Written request >> Emit the data below verbatim, stripping out any pictures.

(Records with interface code)
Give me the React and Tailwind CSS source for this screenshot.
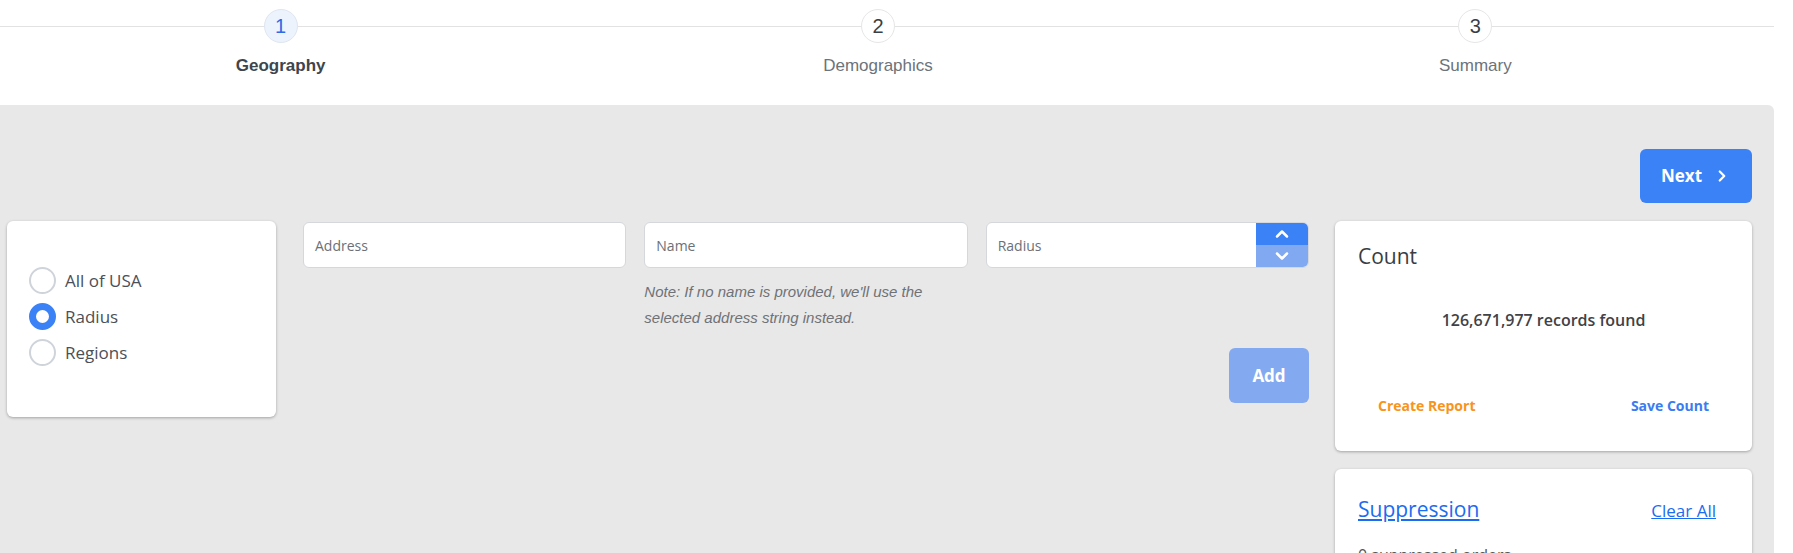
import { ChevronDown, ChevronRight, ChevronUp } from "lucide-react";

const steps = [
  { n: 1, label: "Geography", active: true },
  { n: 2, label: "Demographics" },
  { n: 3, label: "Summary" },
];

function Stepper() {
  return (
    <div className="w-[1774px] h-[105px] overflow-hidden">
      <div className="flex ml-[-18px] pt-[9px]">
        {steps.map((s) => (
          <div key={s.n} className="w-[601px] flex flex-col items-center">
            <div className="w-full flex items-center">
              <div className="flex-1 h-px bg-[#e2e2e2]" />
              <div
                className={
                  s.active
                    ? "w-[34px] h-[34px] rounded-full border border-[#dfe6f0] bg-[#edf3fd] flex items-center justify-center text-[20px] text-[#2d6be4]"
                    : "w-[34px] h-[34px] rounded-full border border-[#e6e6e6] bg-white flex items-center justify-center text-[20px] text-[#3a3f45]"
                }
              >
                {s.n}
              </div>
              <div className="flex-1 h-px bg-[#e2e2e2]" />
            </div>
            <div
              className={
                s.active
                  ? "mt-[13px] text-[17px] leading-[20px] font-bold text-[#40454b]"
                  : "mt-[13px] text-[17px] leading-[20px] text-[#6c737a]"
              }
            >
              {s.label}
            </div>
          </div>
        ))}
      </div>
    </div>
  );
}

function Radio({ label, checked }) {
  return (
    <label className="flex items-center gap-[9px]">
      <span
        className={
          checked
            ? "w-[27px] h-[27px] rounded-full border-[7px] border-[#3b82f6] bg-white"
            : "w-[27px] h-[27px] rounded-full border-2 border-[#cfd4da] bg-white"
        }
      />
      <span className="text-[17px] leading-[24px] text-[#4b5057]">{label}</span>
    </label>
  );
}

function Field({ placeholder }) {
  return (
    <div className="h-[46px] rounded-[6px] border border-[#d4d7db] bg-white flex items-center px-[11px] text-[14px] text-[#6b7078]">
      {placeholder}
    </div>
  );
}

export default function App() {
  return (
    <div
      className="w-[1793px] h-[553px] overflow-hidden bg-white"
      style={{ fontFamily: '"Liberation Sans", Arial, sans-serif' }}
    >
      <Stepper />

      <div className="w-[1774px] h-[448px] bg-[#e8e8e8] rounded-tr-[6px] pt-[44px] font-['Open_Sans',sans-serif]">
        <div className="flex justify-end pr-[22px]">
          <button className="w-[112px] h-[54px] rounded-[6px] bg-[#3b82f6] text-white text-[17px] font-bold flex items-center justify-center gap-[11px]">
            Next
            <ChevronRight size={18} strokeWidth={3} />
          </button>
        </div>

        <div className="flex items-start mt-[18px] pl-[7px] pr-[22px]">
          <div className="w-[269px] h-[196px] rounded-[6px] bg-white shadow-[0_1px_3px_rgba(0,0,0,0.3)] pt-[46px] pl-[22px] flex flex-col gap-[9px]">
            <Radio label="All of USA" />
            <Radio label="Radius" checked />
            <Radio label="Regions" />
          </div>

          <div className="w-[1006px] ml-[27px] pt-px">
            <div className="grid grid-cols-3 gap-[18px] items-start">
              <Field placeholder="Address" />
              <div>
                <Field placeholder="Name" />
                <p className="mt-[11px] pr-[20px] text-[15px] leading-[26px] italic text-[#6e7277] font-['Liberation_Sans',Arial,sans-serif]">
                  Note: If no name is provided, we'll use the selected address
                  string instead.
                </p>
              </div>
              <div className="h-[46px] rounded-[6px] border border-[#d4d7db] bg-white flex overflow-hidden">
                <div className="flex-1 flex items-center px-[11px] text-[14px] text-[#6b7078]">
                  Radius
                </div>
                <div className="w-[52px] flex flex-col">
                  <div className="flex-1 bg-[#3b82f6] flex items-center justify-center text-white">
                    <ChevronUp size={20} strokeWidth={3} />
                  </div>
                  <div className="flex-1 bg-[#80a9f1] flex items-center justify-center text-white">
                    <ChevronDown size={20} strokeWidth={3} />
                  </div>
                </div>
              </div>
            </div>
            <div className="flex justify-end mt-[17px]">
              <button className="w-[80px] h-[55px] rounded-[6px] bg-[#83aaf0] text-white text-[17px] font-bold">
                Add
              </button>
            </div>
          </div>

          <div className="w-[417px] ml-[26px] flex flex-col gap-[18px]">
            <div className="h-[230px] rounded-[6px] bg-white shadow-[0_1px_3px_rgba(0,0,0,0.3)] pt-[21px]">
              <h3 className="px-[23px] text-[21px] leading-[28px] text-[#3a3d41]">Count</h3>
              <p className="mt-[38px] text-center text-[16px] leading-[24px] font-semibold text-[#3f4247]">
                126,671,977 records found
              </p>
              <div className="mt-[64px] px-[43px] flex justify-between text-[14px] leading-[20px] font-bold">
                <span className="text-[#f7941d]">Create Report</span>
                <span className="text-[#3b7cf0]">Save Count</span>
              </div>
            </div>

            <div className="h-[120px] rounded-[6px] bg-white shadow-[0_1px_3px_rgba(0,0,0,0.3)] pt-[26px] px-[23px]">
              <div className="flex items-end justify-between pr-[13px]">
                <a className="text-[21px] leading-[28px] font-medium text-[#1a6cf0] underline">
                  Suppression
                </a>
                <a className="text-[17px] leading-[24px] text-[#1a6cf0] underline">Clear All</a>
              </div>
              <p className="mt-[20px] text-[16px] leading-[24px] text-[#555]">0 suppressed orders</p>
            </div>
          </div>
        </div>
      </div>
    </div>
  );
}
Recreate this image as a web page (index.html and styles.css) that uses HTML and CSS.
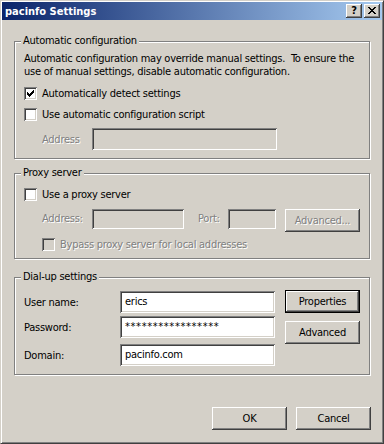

Full answer >>
Give me the React and Tailwind CSS source for this screenshot.
import { ChevronDown, ChevronRight, ChevronUp } from "lucide-react";

const steps = [
  { n: 1, label: "Geography", active: true },
  { n: 2, label: "Demographics" },
  { n: 3, label: "Summary" },
];

function Stepper() {
  return (
    <div className="w-[1774px] h-[105px] overflow-hidden">
      <div className="flex ml-[-18px] pt-[9px]">
        {steps.map((s) => (
          <div key={s.n} className="w-[601px] flex flex-col items-center">
            <div className="w-full flex items-center">
              <div className="flex-1 h-px bg-[#e2e2e2]" />
              <div
                className={
                  s.active
                    ? "w-[34px] h-[34px] rounded-full border border-[#dfe6f0] bg-[#edf3fd] flex items-center justify-center text-[20px] text-[#2d6be4]"
                    : "w-[34px] h-[34px] rounded-full border border-[#e6e6e6] bg-white flex items-center justify-center text-[20px] text-[#3a3f45]"
                }
              >
                {s.n}
              </div>
              <div className="flex-1 h-px bg-[#e2e2e2]" />
            </div>
            <div
              className={
                s.active
                  ? "mt-[13px] text-[17px] leading-[20px] font-bold text-[#40454b]"
                  : "mt-[13px] text-[17px] leading-[20px] text-[#6c737a]"
              }
            >
              {s.label}
            </div>
          </div>
        ))}
      </div>
    </div>
  );
}

function Radio({ label, checked }) {
  return (
    <label className="flex items-center gap-[9px]">
      <span
        className={
          checked
            ? "w-[27px] h-[27px] rounded-full border-[7px] border-[#3b82f6] bg-white"
            : "w-[27px] h-[27px] rounded-full border-2 border-[#cfd4da] bg-white"
        }
      />
      <span className="text-[17px] leading-[24px] text-[#4b5057]">{label}</span>
    </label>
  );
}

function Field({ placeholder }) {
  return (
    <div className="h-[46px] rounded-[6px] border border-[#d4d7db] bg-white flex items-center px-[11px] text-[14px] text-[#6b7078]">
      {placeholder}
    </div>
  );
}

export default function App() {
  return (
    <div
      className="w-[1793px] h-[553px] overflow-hidden bg-white"
      style={{ fontFamily: '"Liberation Sans", Arial, sans-serif' }}
    >
      <Stepper />

      <div className="w-[1774px] h-[448px] bg-[#e8e8e8] rounded-tr-[6px] pt-[44px] font-['Open_Sans',sans-serif]">
        <div className="flex justify-end pr-[22px]">
          <button className="w-[112px] h-[54px] rounded-[6px] bg-[#3b82f6] text-white text-[17px] font-bold flex items-center justify-center gap-[11px]">
            Next
            <ChevronRight size={18} strokeWidth={3} />
          </button>
        </div>

        <div className="flex items-start mt-[18px] pl-[7px] pr-[22px]">
          <div className="w-[269px] h-[196px] rounded-[6px] bg-white shadow-[0_1px_3px_rgba(0,0,0,0.3)] pt-[46px] pl-[22px] flex flex-col gap-[9px]">
            <Radio label="All of USA" />
            <Radio label="Radius" checked />
            <Radio label="Regions" />
          </div>

          <div className="w-[1006px] ml-[27px] pt-px">
            <div className="grid grid-cols-3 gap-[18px] items-start">
              <Field placeholder="Address" />
              <div>
                <Field placeholder="Name" />
                <p className="mt-[11px] pr-[20px] text-[15px] leading-[26px] italic text-[#6e7277] font-['Liberation_Sans',Arial,sans-serif]">
                  Note: If no name is provided, we'll use the selected address
                  string instead.
                </p>
              </div>
              <div className="h-[46px] rounded-[6px] border border-[#d4d7db] bg-white flex overflow-hidden">
                <div className="flex-1 flex items-center px-[11px] text-[14px] text-[#6b7078]">
                  Radius
                </div>
                <div className="w-[52px] flex flex-col">
                  <div className="flex-1 bg-[#3b82f6] flex items-center justify-center text-white">
                    <ChevronUp size={20} strokeWidth={3} />
                  </div>
                  <div className="flex-1 bg-[#80a9f1] flex items-center justify-center text-white">
                    <ChevronDown size={20} strokeWidth={3} />
                  </div>
                </div>
              </div>
            </div>
            <div className="flex justify-end mt-[17px]">
              <button className="w-[80px] h-[55px] rounded-[6px] bg-[#83aaf0] text-white text-[17px] font-bold">
                Add
              </button>
            </div>
          </div>

          <div className="w-[417px] ml-[26px] flex flex-col gap-[18px]">
            <div className="h-[230px] rounded-[6px] bg-white shadow-[0_1px_3px_rgba(0,0,0,0.3)] pt-[21px]">
              <h3 className="px-[23px] text-[21px] leading-[28px] text-[#3a3d41]">Count</h3>
              <p className="mt-[38px] text-center text-[16px] leading-[24px] font-semibold text-[#3f4247]">
                126,671,977 records found
              </p>
              <div className="mt-[64px] px-[43px] flex justify-between text-[14px] leading-[20px] font-bold">
                <span className="text-[#f7941d]">Create Report</span>
                <span className="text-[#3b7cf0]">Save Count</span>
              </div>
            </div>

            <div className="h-[120px] rounded-[6px] bg-white shadow-[0_1px_3px_rgba(0,0,0,0.3)] pt-[26px] px-[23px]">
              <div className="flex items-end justify-between pr-[13px]">
                <a className="text-[21px] leading-[28px] font-medium text-[#1a6cf0] underline">
                  Suppression
                </a>
                <a className="text-[17px] leading-[24px] text-[#1a6cf0] underline">Clear All</a>
              </div>
              <p className="mt-[20px] text-[16px] leading-[24px] text-[#555]">0 suppressed orders</p>
            </div>
          </div>
        </div>
      </div>
    </div>
  );
}
Recreate this image as a web page (index.html and styles.css) that uses HTML and CSS.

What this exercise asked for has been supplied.